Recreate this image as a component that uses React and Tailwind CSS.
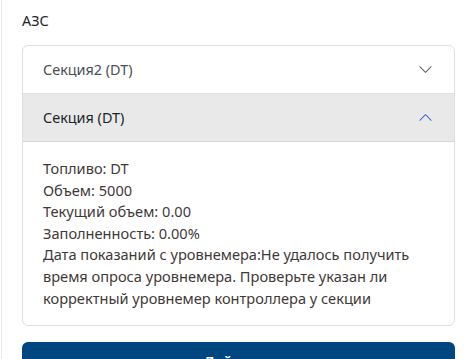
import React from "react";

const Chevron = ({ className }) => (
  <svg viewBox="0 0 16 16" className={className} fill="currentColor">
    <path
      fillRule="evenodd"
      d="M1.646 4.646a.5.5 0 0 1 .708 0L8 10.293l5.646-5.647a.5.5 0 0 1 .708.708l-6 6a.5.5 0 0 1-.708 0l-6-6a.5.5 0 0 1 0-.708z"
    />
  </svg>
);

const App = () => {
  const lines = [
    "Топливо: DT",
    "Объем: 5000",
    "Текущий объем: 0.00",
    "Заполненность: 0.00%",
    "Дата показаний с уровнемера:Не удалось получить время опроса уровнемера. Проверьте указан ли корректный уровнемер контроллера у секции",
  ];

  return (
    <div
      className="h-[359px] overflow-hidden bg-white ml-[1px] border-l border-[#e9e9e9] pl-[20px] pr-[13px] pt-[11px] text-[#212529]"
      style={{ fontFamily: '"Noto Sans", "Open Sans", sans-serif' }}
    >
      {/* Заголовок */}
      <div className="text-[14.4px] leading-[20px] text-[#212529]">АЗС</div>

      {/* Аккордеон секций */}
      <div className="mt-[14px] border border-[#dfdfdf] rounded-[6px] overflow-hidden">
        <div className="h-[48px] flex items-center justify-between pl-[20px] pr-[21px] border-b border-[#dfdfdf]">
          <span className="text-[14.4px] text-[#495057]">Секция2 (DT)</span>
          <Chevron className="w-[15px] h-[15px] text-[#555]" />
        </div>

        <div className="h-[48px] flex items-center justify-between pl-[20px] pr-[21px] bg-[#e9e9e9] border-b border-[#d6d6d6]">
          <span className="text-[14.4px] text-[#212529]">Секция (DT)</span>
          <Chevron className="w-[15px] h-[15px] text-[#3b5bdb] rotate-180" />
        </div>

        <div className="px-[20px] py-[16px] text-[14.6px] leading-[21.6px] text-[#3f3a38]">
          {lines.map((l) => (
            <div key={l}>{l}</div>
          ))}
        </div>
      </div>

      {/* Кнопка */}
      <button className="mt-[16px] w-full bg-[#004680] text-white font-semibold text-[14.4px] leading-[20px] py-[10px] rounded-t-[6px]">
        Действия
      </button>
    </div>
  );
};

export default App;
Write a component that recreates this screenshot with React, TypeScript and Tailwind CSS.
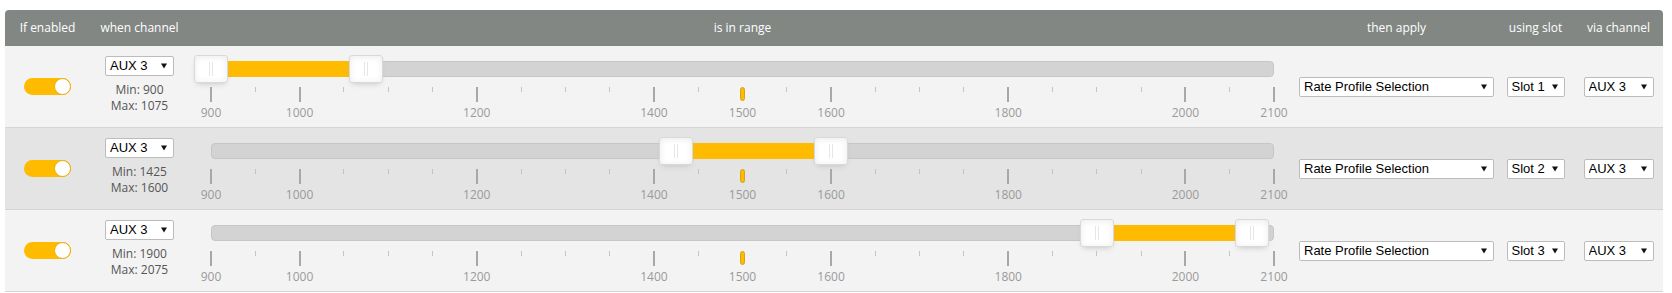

######

• _Description of the task_: Every record must be copied exactly, with images dropped from the result.

• _Response_:
Recreate this image as a component that uses React and Tailwind CSS.
import React from "react";

const Chevron = ({ className }) => (
  <svg viewBox="0 0 16 16" className={className} fill="currentColor">
    <path
      fillRule="evenodd"
      d="M1.646 4.646a.5.5 0 0 1 .708 0L8 10.293l5.646-5.647a.5.5 0 0 1 .708.708l-6 6a.5.5 0 0 1-.708 0l-6-6a.5.5 0 0 1 0-.708z"
    />
  </svg>
);

const App = () => {
  const lines = [
    "Топливо: DT",
    "Объем: 5000",
    "Текущий объем: 0.00",
    "Заполненность: 0.00%",
    "Дата показаний с уровнемера:Не удалось получить время опроса уровнемера. Проверьте указан ли корректный уровнемер контроллера у секции",
  ];

  return (
    <div
      className="h-[359px] overflow-hidden bg-white ml-[1px] border-l border-[#e9e9e9] pl-[20px] pr-[13px] pt-[11px] text-[#212529]"
      style={{ fontFamily: '"Noto Sans", "Open Sans", sans-serif' }}
    >
      {/* Заголовок */}
      <div className="text-[14.4px] leading-[20px] text-[#212529]">АЗС</div>

      {/* Аккордеон секций */}
      <div className="mt-[14px] border border-[#dfdfdf] rounded-[6px] overflow-hidden">
        <div className="h-[48px] flex items-center justify-between pl-[20px] pr-[21px] border-b border-[#dfdfdf]">
          <span className="text-[14.4px] text-[#495057]">Секция2 (DT)</span>
          <Chevron className="w-[15px] h-[15px] text-[#555]" />
        </div>

        <div className="h-[48px] flex items-center justify-between pl-[20px] pr-[21px] bg-[#e9e9e9] border-b border-[#d6d6d6]">
          <span className="text-[14.4px] text-[#212529]">Секция (DT)</span>
          <Chevron className="w-[15px] h-[15px] text-[#3b5bdb] rotate-180" />
        </div>

        <div className="px-[20px] py-[16px] text-[14.6px] leading-[21.6px] text-[#3f3a38]">
          {lines.map((l) => (
            <div key={l}>{l}</div>
          ))}
        </div>
      </div>

      {/* Кнопка */}
      <button className="mt-[16px] w-full bg-[#004680] text-white font-semibold text-[14.4px] leading-[20px] py-[10px] rounded-t-[6px]">
        Действия
      </button>
    </div>
  );
};

export default App;
Write a component that recreates this screenshot with React, TypeScript and Tailwind CSS.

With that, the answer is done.